How Marimekko became a way of life
It was an unprepossessing start in 1959. Karelia, which was to become the community centre for the Toronto design intelligentsia, made its debut squeezed into a hair salon on Bayview Avenue, next door to the Norwegian Ski Shop. Janis Kravis, a Latvian immigrant and newly graduated architect, had landed exclusive rights to import Marimekko textiles from Finland. In the ’60s, Karelia moved downtown to Front Street and became a mecca for young intellectuals and designers, and for young couples eschewing the traditional Birks tableware and Ridpath’s reproduction furniture for something very different in their modern international homes. Recently Kravis recalled the glory days. “On a Saturday morning in the ’60s, Karelia was crammed. The in-store coffee shop—that was a first—was so full people spilled out onto the stairs. I could look up and see Toronto’s major architects all sitting there talking.”

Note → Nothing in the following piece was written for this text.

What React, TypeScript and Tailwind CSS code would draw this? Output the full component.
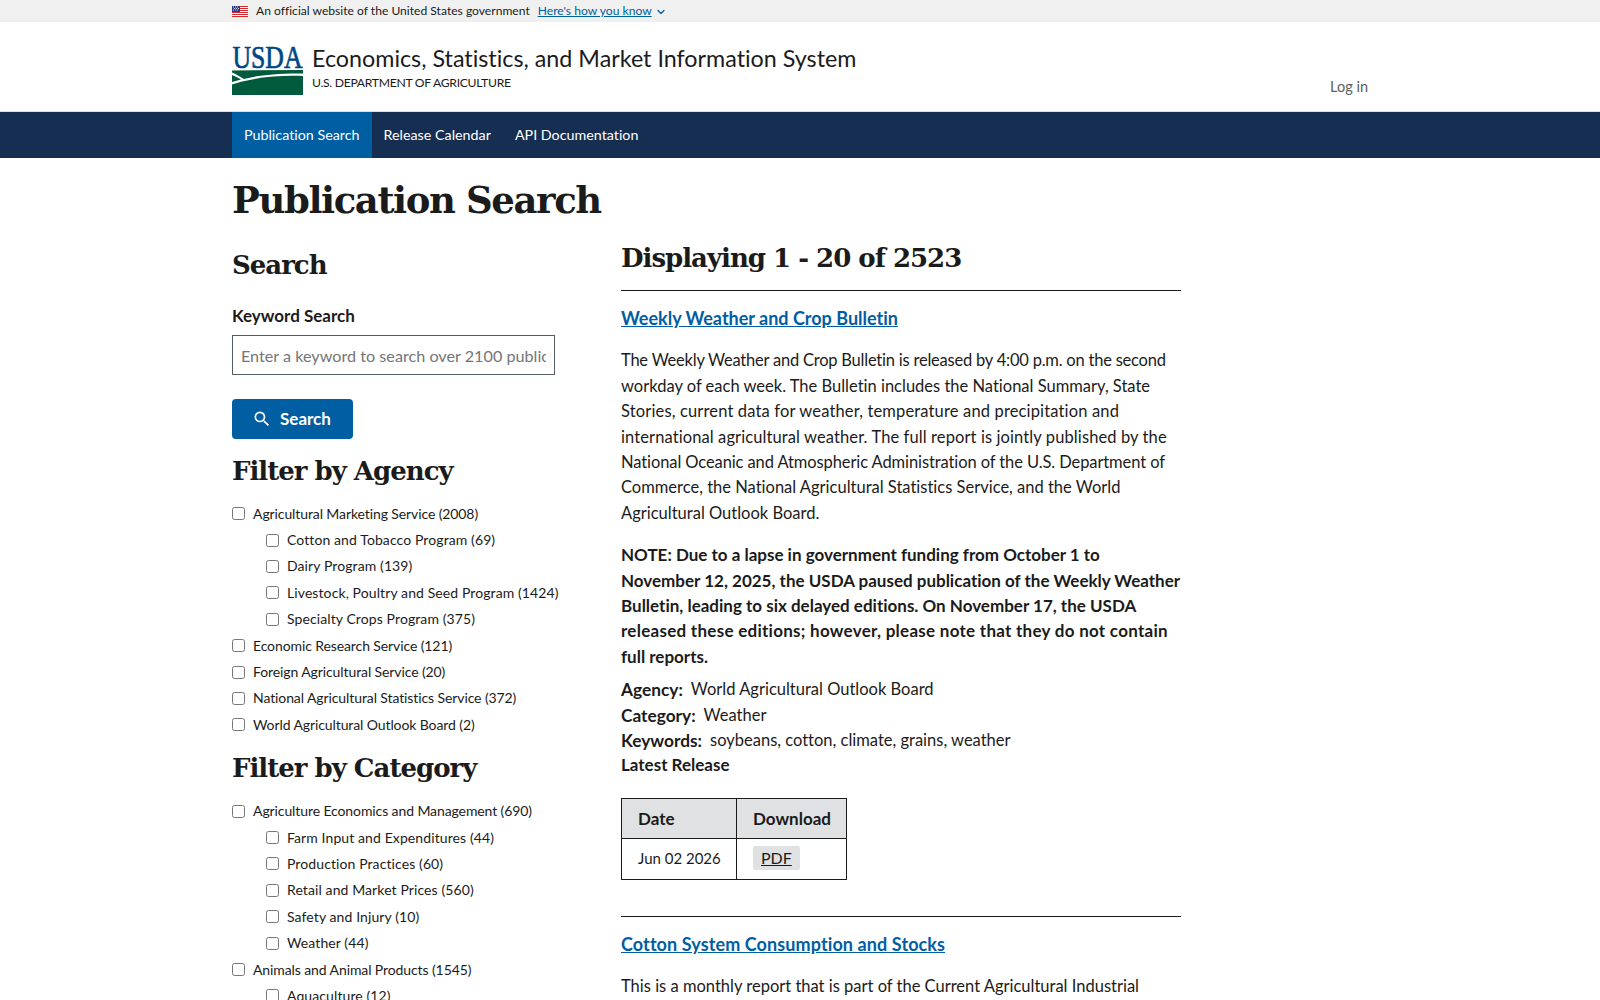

Despite the monotonous suburban postwar housing that dominated the Toronto landscape, there were hints of change. Eaton’s sold Danish modern teak furniture. A fashionable new crowd had come to town. When Kravis was a young University of Toronto architecture grad, he started working with the modernist architectural firm of John C. Parkin, where he met Finnish architect Viljo Revell and his colleagues, who had won the international design competition for the controversial new Toronto city hall. They told Kravis to visit Finland, where he was quickly enfolded in the arms and the world of Armi Ratia, a charismatic force. In 1951 she had turned her husband’s postwar oilcloth company into Marimekko.
Sixty years later, Marimekko’s iconic red poppy prints are found not just on bedding and kitchenware but even crammed onto Converse shoes, a far cry from the original large poppies on fabrics hanging like works of art or draped above a public space to bring the ceiling level down.
At marimekko, with love, an exhibition opening this week for three months at the Textile Museum of Canada, visitors will be able to flop onto Montreal-made Fat Boy poppy beanbag chairs and see New Wall’s Marimekko wallpaper, as well as the still available textile, and what the Marimekko way of life looked like. It was Kravis and his Karelia stores that brought Ratia’s “way of living” to Toronto, and then Vancouver and Edmonton.
Ratia didn’t mince words: “One has to dream, and one must stand out from the rest.” Apparently, she really stood out at a party, entertaining friends, associates and family at her country manor house. “There was a naturalness at her parties,” Kravis reminisced. “The saunas, running around naked afterwards. There’s a kind of Finnish eroticism that shows in their creative spirit and zest for life.”
Ratia was certainly creative. “I really don’t sell clothes, I sell a way of living,” she said. “My approach is something like an architect’s. He makes a house for people to live in. I make a dress for women to live in. The Marimekko woman is easily recognized. Her style in wearing dresses is to forget them.”
Ratia’s approach—selling not just clothes but fabrics for wearers to sew their own, with the fabrics appearing first as artworks and furnishings—made Marimekko the first lifestyle brand, an approach ahead of its time.
Yet for all the acclaim, Marimekko’s finances often suffered under Ratia’s leadership. When she died in 1979, fashion was no longer into Marimekko’s pop-art, shake-up-the-world looks. Marimekko was bought in 1991 by Finn Kirsti Paakkanen, and now has stores around the world, including two dozen concept stores in Japan, and a successful partnership with Crate and Barrel. On a smaller scale, but perhaps truer to the original ideals, Kravis’s son has just opened Karelia Kitchen in Toronto, which specializes in Scandinavian sandwiches.